Task details:
Gather, from the listing beneath this task, every line holding the string "React".

══════════════════════════════

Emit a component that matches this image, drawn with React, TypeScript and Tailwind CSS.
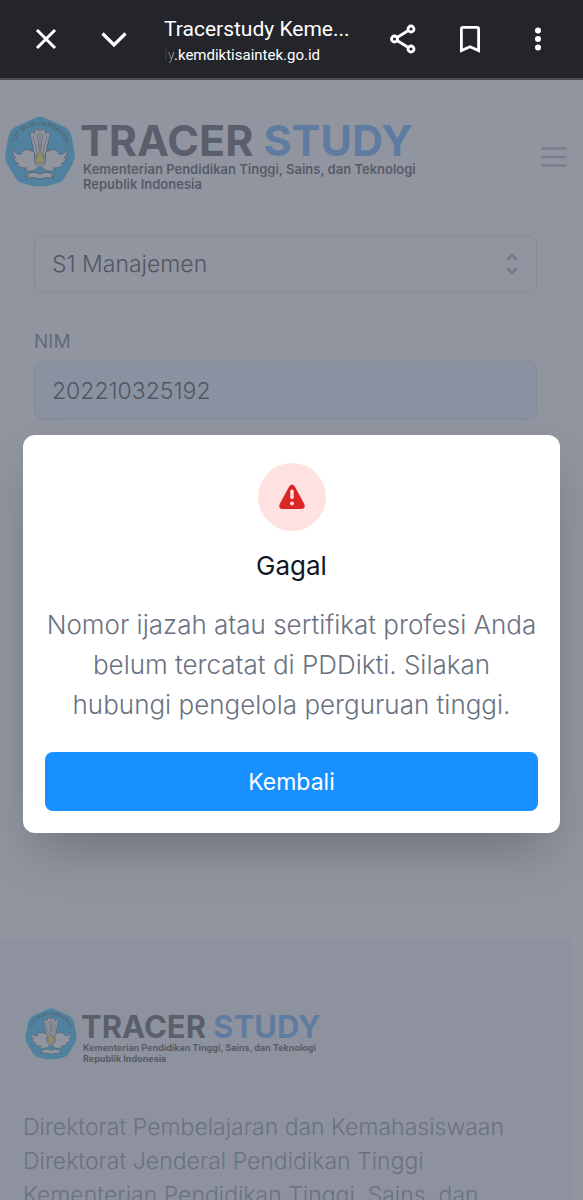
import React, { useState } from 'react';

const Emblem = ({ className, id }: { className: string; id: string }) => (
  <svg viewBox="0 0 70 71" className={className} aria-hidden="true">
    <defs>
      <path id={id} d="M9 29 C12 16 25 9.500 35 9.500 C45 9.500 58 16 61 29" />
    </defs>
    <path
      d="M31 1.500 Q35 -0.500 39 1.500 L60 11 Q65 14 66.500 20 L69.500 37 Q70.500 42 68 47 L59.500 62 Q57 66 52 67.500 Q35 73 18 67.500 Q13 66 10.500 62 L1.500 47 Q-0.500 42 0.500 37 L3.500 20 Q5 14 10 11 Z"
      fill="#00b4ff"
    />
    <text fontSize="6" fontWeight="600" fill="#10303f" fontFamily="Inter, sans-serif">
      <textPath href={`#${id}`} startOffset="50%" textAnchor="middle">
        TUT WURI HANDAYANI
      </textPath>
    </text>
    <g fill="#ffffff" stroke="#27333d" strokeWidth="0.8" strokeLinejoin="round">
      {/* Tail feathers */}
      <path d="M30 41 L25 18 Q27 14 29.500 18 L30 14 Q32 11 33.500 15 Q35 10 36.500 15 Q38 11 40 14 L40.500 18 Q43 14 45 18 L40 41 Z" />
      {/* Wings */}
      <path d="M30 37 C24 32 17 33 16 38 C12 39 9 36 8 33 C7 37 9 40 11 42 L8.500 42 C10 46 12 47 14 47.500 L12 48.500 C15 52 19 52 22 52 L19 54 C26 57 32 54 34 50 C29 47 29 42 30 37 Z" />
      <path d="M40 37 C46 32 53 33 54 38 C58 39 61 36 62 33 C63 37 61 40 59 42 L61.500 42 C60 46 58 47 56 47.500 L58 48.500 C55 52 51 52 48 52 L51 54 C44 57 38 54 36 50 C41 47 41 42 40 37 Z" />
      {/* Open book */}
      <path d="M20 60 Q27 54 35 58 Q43 54 50 60 L46 60 Q49 62 50 63 Q41 60 35 63 Q29 60 20 63 Q21 61 24 60 Z" />
    </g>
    <path d="M32 18 L34 33 M35 15 V32 M38 18 L36 33 M28 20 L32 36 M42 20 L38 36" stroke="#27333d" strokeWidth="0.700" fill="none" />
    <ellipse cx="35" cy="44" rx="5.500" ry="7" fill="#e8edf0" stroke="#27333d" strokeWidth="0.8" />
    <path d="M35 33 C36 38 39.500 41 39 45 C38.500 49 31.500 49 31 45 C30.500 41 34 38 35 33 Z" fill="#ffe600" stroke="#4a4a20" strokeWidth="0.600" />
  </svg>
);

const Logo = ({ small = false }: { small?: boolean }) => (
  <a href="#" className={`flex items-start font-[Inter,sans-serif] ${small ? 'gap-1' : 'gap-[5px]'}`}>
    <Emblem id={small ? 'motto-footer' : 'motto-header'} className={small ? 'h-[52px] w-[52px]' : 'h-[71px] w-[70px]'} />
    <span className="block whitespace-nowrap">
      <span
        className={`block font-bold text-[#2a2a2e] ${
          small ? 'pt-1 text-[31px] leading-[29px]' : 'pt-[3px] text-[43px] leading-[43px]'
        }`}
      >
        TRACER <span className="text-[#3f9dff]">STUDY</span>
      </span>
      <span
        className={`block text-[#141416] ${
          small
            ? 'pl-[2px] pt-px text-[9px] leading-[11px] font-bold'
            : 'pl-[3px] text-[13px] leading-[15px] font-semibold'
        }`}
      >
        Kementerian Pendidikan Tinggi, Sains, dan Teknologi
        <br />
        Republik Indonesia
      </span>
    </span>
  </a>
);

const BrowserBar = () => (
  <header className="flex h-20 shrink-0 items-center border-b-2 border-[#4b4c53] bg-[#24252b] text-white">
    <button aria-label="Close" className="ml-[34px] shrink-0">
      <svg viewBox="0 0 24 24" className="h-6 w-6" fill="none" stroke="currentColor" strokeWidth="3">
        <path d="M3 3 L21 21 M21 3 L3 21" />
      </svg>
    </button>
    <button aria-label="Minimize" className="ml-[42px] shrink-0">
      <svg viewBox="0 0 28 24" className="h-6 w-7" fill="none" stroke="currentColor" strokeWidth="3.200">
        <path d="M2.500 6.500 L14 18 L25.500 6.500" />
      </svg>
    </button>
    <div className="ml-9 min-w-0 flex-1 pt-[3px] font-[Roboto,sans-serif]">
      <div className="truncate text-[21px] leading-[28px]">Tracerstudy Keme...</div>
      <div className="text-[15px] leading-[24px]">
        <span className="bg-linear-to-r from-transparent to-[#9a9ba0] bg-clip-text text-transparent">ly</span>
        .kemdiktisaintek.go.id
      </div>
    </div>
    <button aria-label="Share" className="shrink-0">
      <svg viewBox="0 0 28 30" className="h-[30px] w-7" fill="none" stroke="currentColor" strokeWidth="2.800">
        <path d="M8 13.500 L18.500 7 M8 16.500 L18.500 23" />
        <circle cx="5.500" cy="15" r="3" />
        <circle cx="22" cy="5" r="3" />
        <circle cx="22" cy="25" r="3" />
      </svg>
    </button>
    <button aria-label="Bookmark" className="ml-[42px] shrink-0">
      <svg viewBox="0 0 22 28" className="h-7 w-[22px]" fill="none" stroke="currentColor" strokeWidth="2.800">
        <path d="M2.400 25.500 V4 Q2.400 2.400 4 2.400 H18 Q19.600 2.400 19.600 4 V25.500 L11 21.800 Z" />
      </svg>
    </button>
    <button aria-label="More" className="mr-[41px] ml-[53px] shrink-0">
      <svg viewBox="0 0 8 24" className="h-6 w-2" fill="currentColor">
        <circle cx="4" cy="3.500" r="3" />
        <circle cx="4" cy="12" r="3" />
        <circle cx="4" cy="20.500" r="3" />
      </svg>
    </button>
  </header>
);

const App = () => {
  const [open, setOpen] = useState(true);
  const [nim, setNim] = useState('202210325192');

  return (
    <div className="flex h-screen flex-col overflow-hidden bg-white font-[Inter,sans-serif]">
      <BrowserBar />

      <div className="relative min-h-0 flex-1 overflow-hidden">
        <div className="flex h-[155px] items-start justify-between pt-9 pr-4 pl-[5px]">
          <Logo />
          <button aria-label="Menu" className="mt-[29px]">
            <svg viewBox="0 0 26 24" className="h-6 w-[26px]" stroke="#a0a4ac" strokeWidth="2.500" strokeLinecap="round">
              <path d="M1.500 3.500 H24.500 M1.500 12 H24.500 M1.500 20.500 H24.500" />
            </svg>
          </button>
        </div>

        <form className="mr-[10px] h-[655px] rounded-b-[40px] pr-9 pl-[34px] font-light shadow-[0_1px_3px_rgba(0,0,0,0.04)]">
          <div className="relative">
            <select
              aria-label="Program Studi"
              className="h-[58px] w-full appearance-none rounded-lg border border-gray-300 bg-white px-[17px] text-[23px] text-black"
            >
              <option>S1 Manajemen</option>
            </select>
            <svg
              viewBox="0 0 14 22"
              className="pointer-events-none absolute top-[18px] right-[18px] h-[22px] w-[14px]"
              fill="none"
              stroke="#8b919c"
              strokeWidth="2.500"
            >
              <path d="M2 7 L7 2 L12 7 M2 15 L7 20 L12 15" />
            </svg>
          </div>
          <label htmlFor="nim" className="mt-8 block text-[19px] leading-[34px] font-normal text-gray-600">
            NIM
          </label>
          <input
            id="nim"
            value={nim}
            onChange={(e) => setNim(e.target.value)}
            className="mt-[2px] block h-[59px] w-full rounded-lg border border-gray-300 bg-[#e8f0fe] px-[17px] text-[23px] text-black"
          />
        </form>

        <footer className="mt-12 mr-3 bg-gray-100 pt-[70px] pb-10 pl-[23px]">
          <div className="pl-[2px]">
            <Logo small />
          </div>
          <p className="mt-[46px] text-[23px] leading-[34px] font-light whitespace-nowrap text-gray-500">
            Direktorat Pembelajaran dan Kemahasiswaan
            <br />
            Direktorat Jenderal Pendidikan Tinggi
            <br />
            Kementerian Pendidikan Tinggi, Sains, dan
          </p>
        </footer>

        {open && (
          <div className="absolute inset-0 flex items-center justify-center bg-[#6b7280]/75 px-[23px] pb-3">
            <div
              role="dialog"
              aria-labelledby="dialog-title"
              className="w-full rounded-xl bg-white px-[22px] pt-7 pb-[22px] text-center shadow-2xl"
            >
              <div className="mx-auto flex h-[68px] w-[68px] items-center justify-center rounded-full bg-[#fee2e2]">
                <svg viewBox="0 0 26 26" className="h-[26px] w-[26px]" aria-hidden="true">
                  <path
                    d="M10.200 2.400 Q13 -1.200 15.800 2.400 L25.200 19.800 Q27 24.800 22.500 25 H3.500 Q-1 24.800 0.800 19.800 Z"
                    fill="#dc2626"
                  />
                  <rect x="11.300" y="5.500" width="3.400" height="9.500" rx="1.500" fill="#fee2e2" />
                  <circle cx="13" cy="19.500" r="2" fill="#fee2e2" />
                </svg>
              </div>
              <h2 id="dialog-title" className="mt-[18px] text-[26px] leading-[34px] text-gray-900">
                Gagal
              </h2>
              <p className="mt-[22px] text-[26px] leading-[40px] font-light text-gray-500">
                Nomor ijazah atau sertifikat profesi Anda belum tercatat di PDDikti. Silakan hubungi pengelola
                perguruan tinggi.
              </p>
              <button
                onClick={() => setOpen(false)}
                className="mt-[27px] h-[59px] w-full rounded-lg bg-[#1890ff] pt-[2px] text-[23px] text-white"
              >
                Kembali
              </button>
            </div>
          </div>
        )}
      </div>
    </div>
  );
};

export default App;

══════════════════════════════

Task answer:
Emit a component that matches this image, drawn with React, TypeScript and Tailwind CSS.
import React, { useState } from 'react';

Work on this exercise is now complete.